If you ask me for advice on learning english,
Open XChat, connect to freenode.net and join #english.

But anyway, I am not from France or Bihar.


----------



## NIGHTMARE (Feb 20, 2009)

MetalheadGautham said:


> But anyway, I am not from France or Bihar.




wat u want to  represent "France or Bihar"


----------



## alexanderthegreat (Feb 21, 2009)

^^Why is it necessary for one to have originated from France or Bihar to learn good english.

EDIT:Wait, that's for joining the channel, isn't it???


----------



## Phantom Lancer (Feb 21, 2009)

In order to improve your English the best way is

1. Watch a lot of English Channels ... sports commentaries are great ..... Cartoons are equally good  ..... Movies .... Music ! .... try  sing alongs  .... learning English the Karaoke style is fun

2. Reading .... great way to improve your grammer ...... The amount you read directly affects your writing

3. Speak ! ... The only way you can improve your language (any) ....is by practicing it ...... In school i had learn t fluent French ..... But because i never used it in my 3 years in college , i have forgotten most of it ! ...... I am sure ppl who took French in their school years have this experience 

This is by far the most important point .... Practice , Practice and practice !



MetalheadGautham said:


> If you ask me for advice on learning english,
> Open XChat, connect to freenode.net and join #english.
> 
> But anyway, I am not from France or Bihar.

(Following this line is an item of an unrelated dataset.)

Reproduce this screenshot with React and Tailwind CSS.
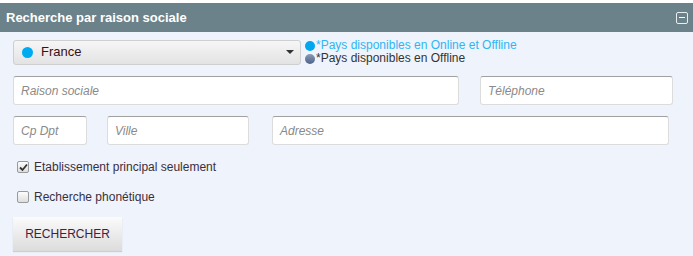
import React from "react";

const Field = ({ placeholder, className }) => (
    <div
        className={`h-[29px] bg-white border border-[#dcdcdc] border-t-[#a0a0a0] rounded-[3px] flex items-center px-[7px] text-[12px] italic text-[#8a8a8a] ${className}`}
    >
        {placeholder}
    </div>
);

const Check = ({ checked, label }) => (
    <div className="flex items-center h-[16px] text-[12px] text-[#3a2f3c]">
        <span className="w-[12px] h-[12px] ml-[4px] mr-[5px] rounded-[2px] border border-[#9a9a9a] bg-gradient-to-b from-[#fdfdfd] to-[#dedede] flex items-center justify-center">
            {checked && (
                <svg width="9" height="9" viewBox="0 0 9 9">
                    <path d="M1 4.5 L3.5 7 L8 1.5" fill="none" stroke="#333" strokeWidth="1.8" />
                </svg>
            )}
        </span>
        {label}
    </div>
);

export default function App() {
    return (
        <div className="w-[693px] h-[256px] bg-white pt-[3px] font-['Liberation_Sans',Arial,sans-serif]">
            {/* Header */}
            <div className="h-[29px] bg-[#6b828b] flex items-center justify-between pl-[6px] pr-[5px]">
                <span className="text-white font-bold text-[13px]">Recherche par raison sociale</span>
                <span className="w-[12px] h-[12px] border border-[#e8eef0] rounded-[2px] flex items-center justify-center">
                    <span className="w-[6px] h-[1px] bg-white"></span>
                </span>
            </div>

            <div className="h-[224px] bg-[#eef3fc] pl-[13px] pt-[7px]">
                {/* Country select + legend */}
                <div className="flex items-center">
                    <div className="w-[288px] h-[25px] rounded-[3px] border border-[#cfcfcf] bg-gradient-to-b from-[#f6f6f6] to-[#e3e3e3] flex items-center pl-[8px] pr-[6px]">
                        <span className="w-[11px] h-[11px] rounded-full bg-[#00aaf0]"></span>
                        <span className="ml-[8px] text-[13px] text-[#3c0f14]">France</span>
                        <span className="ml-auto w-0 h-0 border-l-[4px] border-r-[4px] border-t-[4px] border-l-transparent border-r-transparent border-t-[#333]"></span>
                    </div>
                    <div className="ml-[4px] text-[12px] leading-[13px]">
                        <div className="flex items-center text-[#2fb6f2]">
                            <span className="w-[10px] h-[10px] rounded-full bg-[#00a6ee] mr-[1px]"></span>
                            *Pays disponibles en Online et Offline
                        </div>
                        <div className="flex items-center text-[#333]">
                            <span className="w-[10px] h-[10px] rounded-full bg-gradient-to-b from-[#8a9cb6] to-[#4e6286] mr-[1px]"></span>
                            *Pays disponibles en Offline
                        </div>
                    </div>
                </div>

                {/* Inputs */}
                <div className="flex mt-[11px] gap-[21px]">
                    <Field placeholder="Raison sociale" className="w-[446px]" />
                    <Field placeholder="Téléphone" className="w-[193px]" />
                </div>
                <div className="flex mt-[11px]">
                    <Field placeholder="Cp Dpt" className="w-[74px]" />
                    <Field placeholder="Ville" className="w-[142px] ml-[20px]" />
                    <Field placeholder="Adresse" className="w-[397px] ml-[23px]" />
                </div>

                {/* Options */}
                <div className="mt-[14px]">
                    <Check checked label="Etablissement principal seulement" />
                </div>
                <div className="mt-[14px]">
                    <Check label="Recherche phonétique" />
                </div>

                <button className="mt-[12px] w-[109px] h-[34px] bg-gradient-to-b from-[#fbfbfb] to-[#dcdcdc] shadow-[0_1px_1px_rgba(0,0,0,0.15)] text-[12px] text-[#3a2540]">
                    RECHERCHER
                </button>
            </div>
        </div>
    );
}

i guess both of them are Linguistically challenged as far as English is concerned 

Speaking of which check out this hilarious video clip (From a movie )  .... 

*video.google.com/videoplay?docid=810623456711706510

A french tryin to learn English


----------



## alexanderthegreat (Feb 21, 2009)

Phantom Lancer said:


> i guess both of them are Linguistically challenged as far as English is concerned
> 
> Speaking of which check out this hilarious video clip (From a movie )  ....
> 
> ...


*Linguistically challenged???* How come? I'm from Bihar and I'm quite decent at communating in every language known to me(well, except sanskrit).
Now I'm not french but I reckon their English is quite okay too! Their accent sounds weird due to their mother tongue. If your tongue gets trained in French, English has to adapt.

The only English I find outrageous is the US accent. The british one is by far the best. And don't you get me started on shuddh hindi!

*EDIT*:I did see the "w.r.t. English" part. I still say that's not a generally applicable concept! Also, don't pay attention to the smileys, I'm not angry. No hard feelings, mate!


----------



## Phantom Lancer (Feb 21, 2009)

you missed the "With respect to English" part

anyways i was only trying to Guess what Goutham's last sentence implied  .... i was nt passing Judgment 

and Yeah i am aware of Mother Tongue Influence (MTI)  ... but that does make it a little funny , did you watch the video ? 

btw we r going offtopic i think


----------



## NIGHTMARE (Feb 23, 2009)

i m not from Bihar so wat who lived in bihar they don't know English or wat  i think he don't know about that people they very laborious i saw many of them very hard working people that why lot of IAS and IFS r Bihari.One of my friend is bihari he can speak English in 8 different accents and 2 different languages.We can't judge any one like this type of benchmark forget how many of u can speak Hindi in Hindi accents  clear way in every state the tone has changed.So


----------